I think a phrase that I might overuse a little is “I wish…” I don’t always use it in that exact way, but the spirit of it sometimes gets verbalized in other ways. I think that phrase comes up when I’m feeling wiped out, or slightly defeated or at a loss for what to do, and “I wish” something would just happen. But the best things can’t just be wished into existence.
So, when I think it, or say it, I treat it as a sign that I just have to dig in, get creative, and find a way to accomplish whatever it is “I wish” I could just wish into existence.
Which talent would you most like to have?
Being in three places at once. That would be my superhero power.
Where would you most like to live?
Wherever my husband is. And if that was a split between Brasschaat , Northumberland, England, New York, Kenya — that would be pretty sweet.
What is your most treasured possession?
I have a lot of pieces handed down from my parents that I love, but I tend not to treasure them in the sense of protecting them. The way I like to honor their memory is by using those pieces in my daily life as they had used them. Having said that, I have a long chain necklace that I have my parents wedding bands hanging from with a lion’s tooth they gave me from my birthplace, Kenya. It’s a constant reminder that they’re with me.
What makes you laugh the most?
I have to say, I like good slapstick. Being a Brit, I’ve grown up around it. Over the years, I’ve liked people like Dave Chappelle, Will Ferrell, Kristen Wiig, Melissa McCarthy. I also like people like Eddie Izzard, Ricky Gervais, and Ellen DeGeneres.
What is your motto?
A quote my friend shared with me that’s along the lines of, “Why wait for the light at the end of the tunnel when you can light it up yourself?”
Which historical figure do you most identify with?
There are so many, but Beatrix Potter has always been close to my heart. She bought a huge parcel of land in the Lake District, England, and turned it into a conservancy for wildlife to flourish.

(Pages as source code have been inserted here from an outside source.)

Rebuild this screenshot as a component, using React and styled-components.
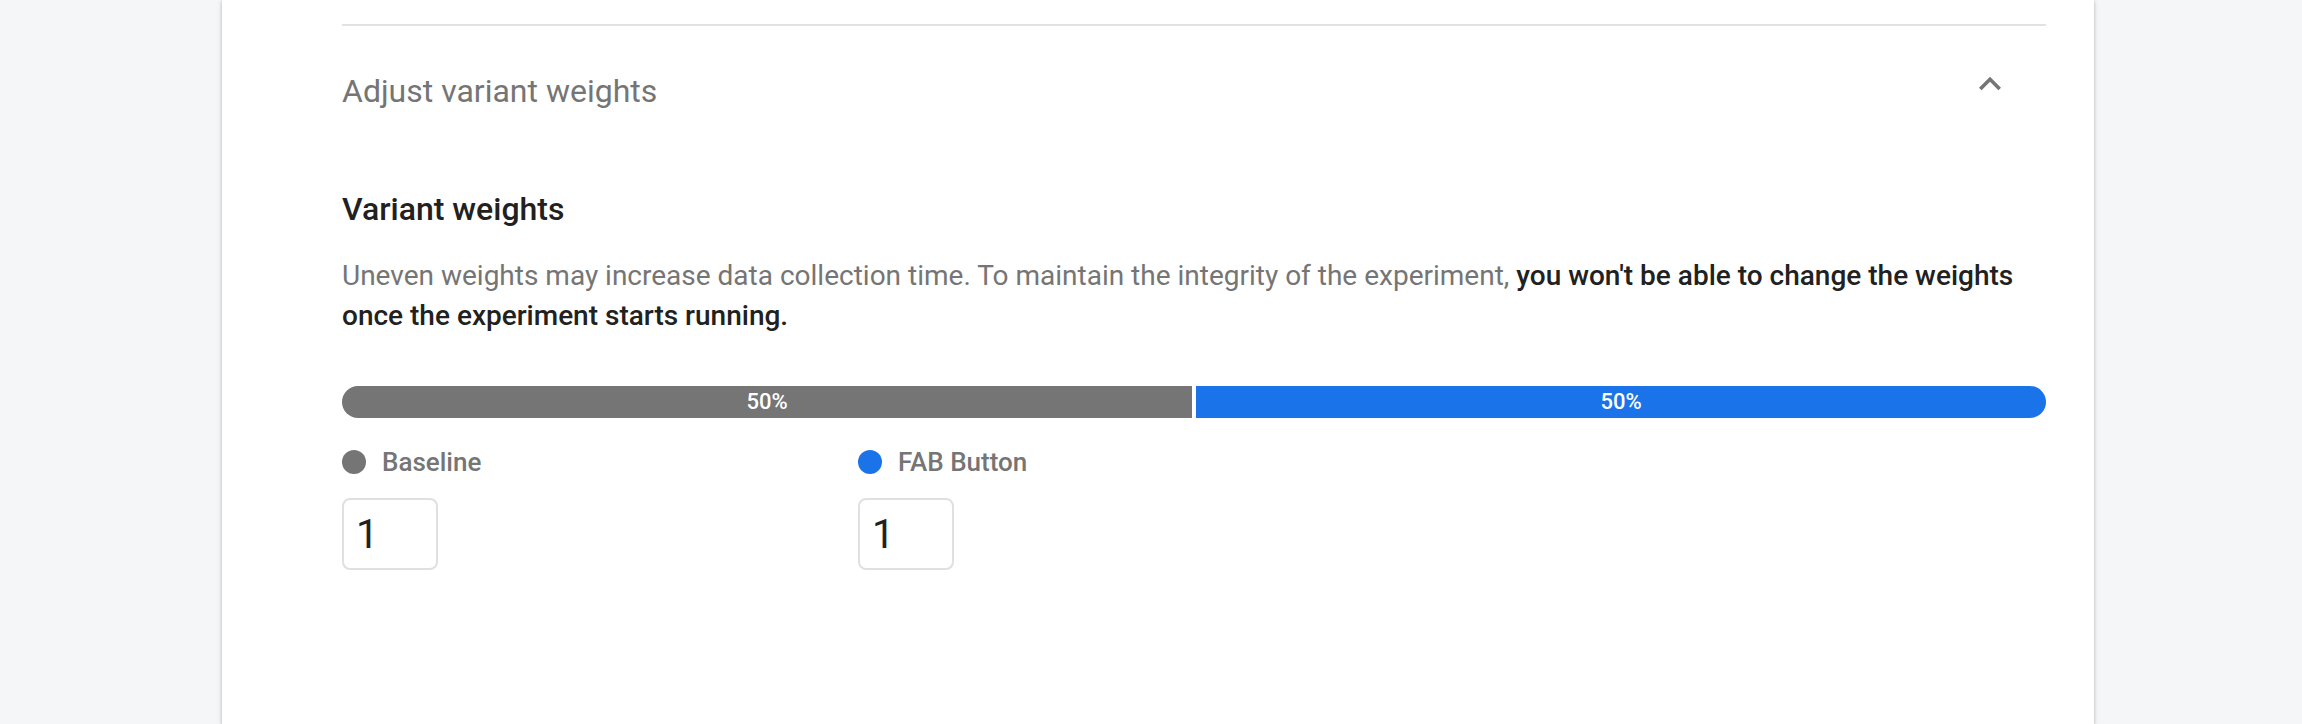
import React from "react";
import styled, { createGlobalStyle } from "styled-components";

const GlobalStyle = createGlobalStyle`
  html, body {
    margin: 0;
    padding: 0;
    background: #f5f6f8;
    font-family: Roboto, "Noto Sans", Arial, sans-serif;
  }
  * { box-sizing: border-box; }
`;

const Page = styled.div`
  display: flex;
  min-height: 724px;
  padding-left: 222px;
  overflow: hidden;
`;

const Card = styled.section`
  width: 1872px;
  min-height: 724px;
  background: #ffffff;
  box-shadow: 0 1px 3px rgba(60, 64, 67, 0.3), 0 2px 6px rgba(60, 64, 67, 0.12);
  padding: 24px 48px 0 120px;
`;

const Divider = styled.hr`
  margin: 0;
  border: 0;
  height: 2px;
  background: #e2e2e2;
`;

const SectionHeader = styled.div`
  display: flex;
  justify-content: space-between;
  align-items: flex-start;
  padding-top: 36px;
`;

const SectionTitle = styled.h2`
  margin: 5px 0 0;
  font-size: 32px;
  line-height: 48px;
  font-weight: 400;
  color: #757575;
`;

const ToggleButton = styled.button`
  display: flex;
  align-items: center;
  justify-content: center;
  width: 44px;
  height: 44px;
  margin-right: 34px;
  padding: 0;
  border: 0;
  background: transparent;
  color: #757575;
  cursor: pointer;
  svg { width: 44px; height: 44px; display: block; }
`;

const Panel = styled.div`
  padding-top: 70px;
`;

const Heading = styled.h3`
  margin: 0;
  font-size: 32px;
  line-height: 48px;
  font-weight: 500;
  color: #212121;
`;

const Description = styled.p`
  margin: 23px 0 0;
  font-size: 28px;
  line-height: 40px;
  color: #757575;
  strong {
    font-weight: 500;
    color: #212121;
  }
`;

const Bar = styled.div`
  display: flex;
  gap: 4px;
  height: 32px;
  margin-top: 50px;
  border-radius: 16px;
  overflow: hidden;
`;

const Segment = styled.div`
  flex: ${(p) => p.$weight} 1 0;
  background: ${(p) => p.$color};
  color: #ffffff;
  font-size: 22px;
  line-height: 32px;
  font-weight: 500;
  text-align: center;
`;

const Variants = styled.div`
  display: flex;
  margin-top: 32px;
`;

const Variant = styled.div`
  width: 516px;
  display: flex;
  flex-direction: column;
  align-items: flex-start;
`;

const LabelRow = styled.div`
  display: flex;
  align-items: center;
  gap: 16px;
  height: 24px;
`;

const Dot = styled.span`
  width: 24px;
  height: 24px;
  border-radius: 50%;
  background: ${(p) => p.$color};
  flex: none;
`;

const Label = styled.span`
  font-size: 26px;
  line-height: 24px;
  font-weight: 500;
  color: #757575;
`;

const WeightInput = styled.input`
  margin-top: 24px;
  width: 96px;
  height: 72px;
  padding: 0 12px;
  border: 2px solid #e0e0e0;
  border-radius: 8px;
  font-family: Roboto, "Noto Sans", Arial, sans-serif;
  font-size: 40px;
  color: #212121;
  background: #fff;
  outline: none;
`;

const variants = [
  { name: "Baseline", color: "#757575", weight: 1 },
  { name: "FAB Button", color: "#1a73e8", weight: 1 },
];

export default function App() {
  const total = variants.reduce((s, v) => s + v.weight, 0);
  return (
    <>
      <GlobalStyle />
      <Page>
        <Card>
          <Divider />
          <SectionHeader>
            <SectionTitle>Adjust variant weights</SectionTitle>
            <ToggleButton aria-label="Collapse">
              <svg viewBox="0 0 24 24" fill="currentColor">
                <path d="M12 8l-6 6 1.41 1.41L12 10.83l4.59 4.58L18 14z" />
              </svg>
            </ToggleButton>
          </SectionHeader>
          <Panel>
            <Heading>Variant weights</Heading>
            <Description>
              Uneven weights may increase data collection time. To maintain the integrity of the
              experiment,{" "}
              <strong>
                you won't be able to change the weights once the experiment starts running.
              </strong>
            </Description>
            <Bar>
              {variants.map((v) => (
                <Segment key={v.name} $color={v.color} $weight={v.weight}>
                  {Math.round((v.weight / total) * 100)}%
                </Segment>
              ))}
            </Bar>
            <Variants>
              {variants.map((v) => (
                <Variant key={v.name}>
                  <LabelRow>
                    <Dot $color={v.color} />
                    <Label>{v.name}</Label>
                  </LabelRow>
                  <WeightInput type="text" defaultValue={v.weight} />
                </Variant>
              ))}
            </Variants>
          </Panel>
        </Card>
      </Page>
    </>
  );
}
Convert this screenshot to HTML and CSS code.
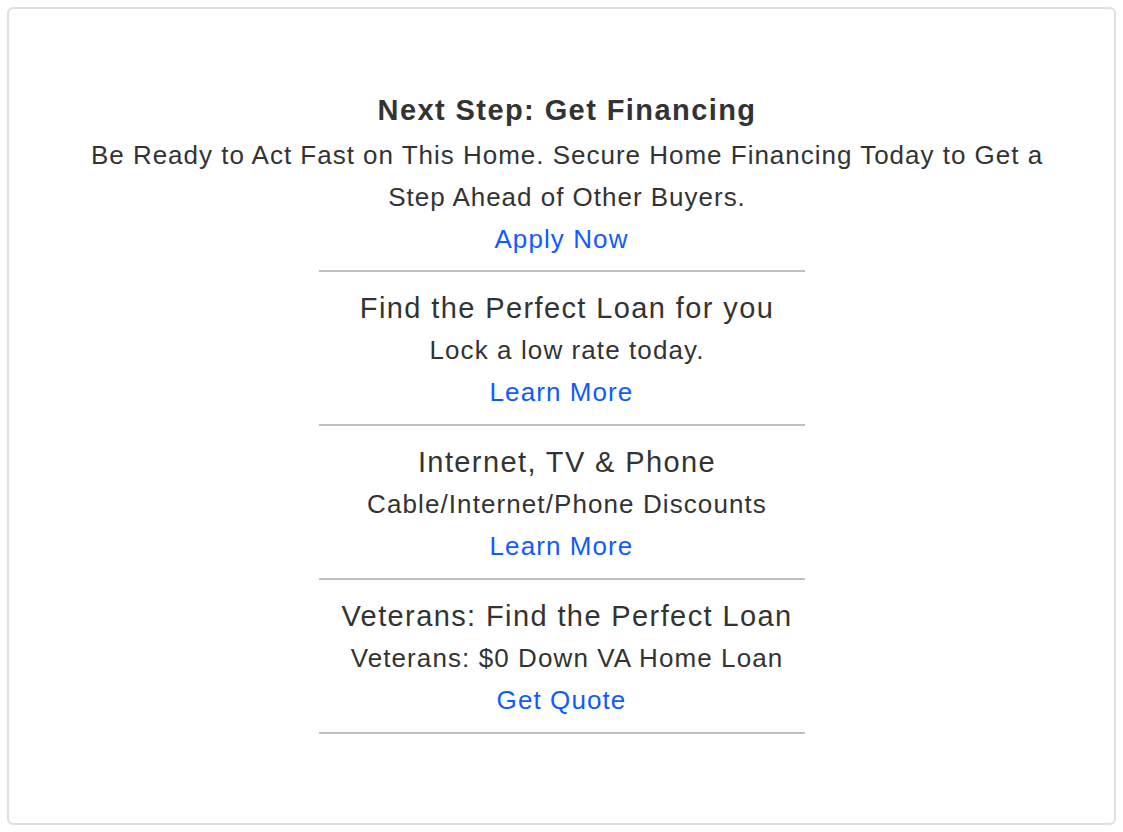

Turning wildlife into art through illustrated characters in her books has inspired generations of children and captured their imaginations. That will go on into infinity and the source of the inspiration is so pure and simple: animals in nature. To me, that makes her legendary.
On what occasion do you lie?
I’m not a very good liar, so when I do lie, it’s pretty transparent. But when I want to plan a surprise party or something like that, I’m really good at it.